The board agreed and Grover began as director Jan. 1.
She signed a commitment letter that will be renewed each year but said she hopes to be the director for the foreseeable future.
“I think they did that so I wouldn’t feel like I’m locked in for the rest of my life, because Darlene kind of felt like she was locked in forever,” Grover said. “I don’t intend to get this all figured for a year and then walk away.”
Since Quinn’s retirement, Interfaith had been directed by a team of three volunteers, Amy Scudder, Linda Gleason and Diane Ruiz. Grover applauded them for their efforts to keep the nonprofit running during the search for a new director.
“It was hard, I think, having three people in charge, because they are always trying to talk to one another and the three of them have responsibilities above and beyond trying to be the director, so now they are able to go back and focus on those things, so that’s good for them,” Grover said. “They were really good, but I think they are happy to let somebody be in charge.”
She said her volunteer work at the Church of Jesus Christ of Latter-day Saints had primed her for her new role.
“I’ve been in leadership positions with them pretty consistently, so I have a lot of experience running conferences and programs, and I help with the girls camp every summer with a lot of kids. I have very consistently volunteered and helped run programs that way,” she said “I have experience working with people and teaching and being in leadership positions, just it’s been nonpaid, which works well for this because this is also nonpaid.”

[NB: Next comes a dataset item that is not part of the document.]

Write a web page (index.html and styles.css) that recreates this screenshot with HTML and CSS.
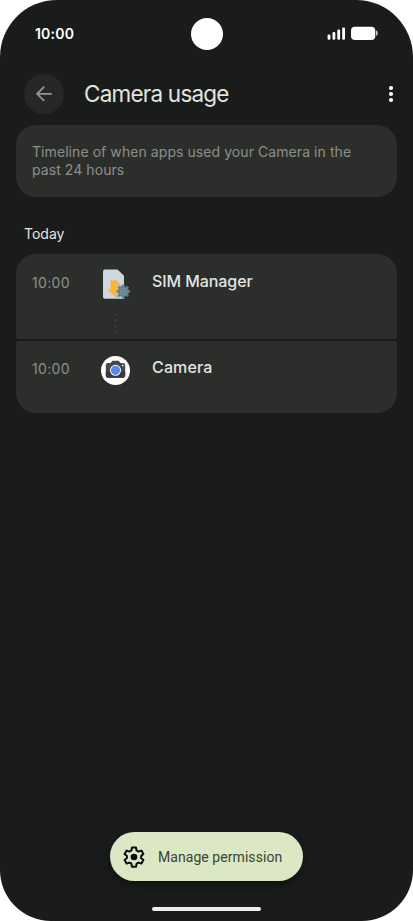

She also has the support of her family as she takes charge of Interfaith.
“I told my husband I felt he was the real hero, because he is the one out working so I can come do this,” she said. “I feel like I am able to serve the community in a way I would not be able to without his support.”
Grover hopes to expand Interfaith’s social media presence to make more of the community aware of the nonprofit’s work and its needs.
“I think we have an opportunity to hit a younger demographic,” Grover said. “Most of our volunteers here are 60-plus, retired age, which is great— obviously that’s the most people who can help. We have some kid volunteers, but we could do better there.”
Her time at Interfaith so far has influenced her perspective on Tracy’s homeless population.
“On the one hand, it makes you very grateful for what you have, and also I think it really humanizes them to see that they are just people. They’re not scary, they’re just people,” Grover said. “Everybody has a story, and they are somebody’s daughter and son, and I think it makes you have a lot of compassion for them to interact with them on a personal level.”
As the new director, she thanked the community for its support during the holiday season. Interfaith provided Thanksgiving meals directly to 199 families and partnered with area churches to give meals to an additional 591 families. At Christmas, the nonprofit gave toys to 380 children and food baskets to 213 families and signed up 185 families for Brighter Christmas.
Grover said Interfaith always needs donations, including blankets, sheets and towels that are in good shape, and coats in the wintertime. Other essential supplies are disposable diapers, dish soap, laundry detergent, toiletries and hygiene supplies, including small bottles of shampoo and hand soap. Empty plastic water bottles and egg cartons can be used to repackage and distribute goods that Interfaith buys in bulk to save money, including dish soap and eggs.
Interfaith still needs volunteers who can make a commitment to work at some skilled positions on a consistent basis, including running the intake desk and supervising the warehouse on Mondays.
“It takes between 20 and 30 people to be open, and if we don’t know who’s coming that day and it’s a gamble, it just makes it that much harder,” Grover said.
She hopes people will stop by to meet her and see the opportunities to help serve the community in whatever way they can.
“I’ve never seen a volunteer get turned away, that’s for sure,” she said.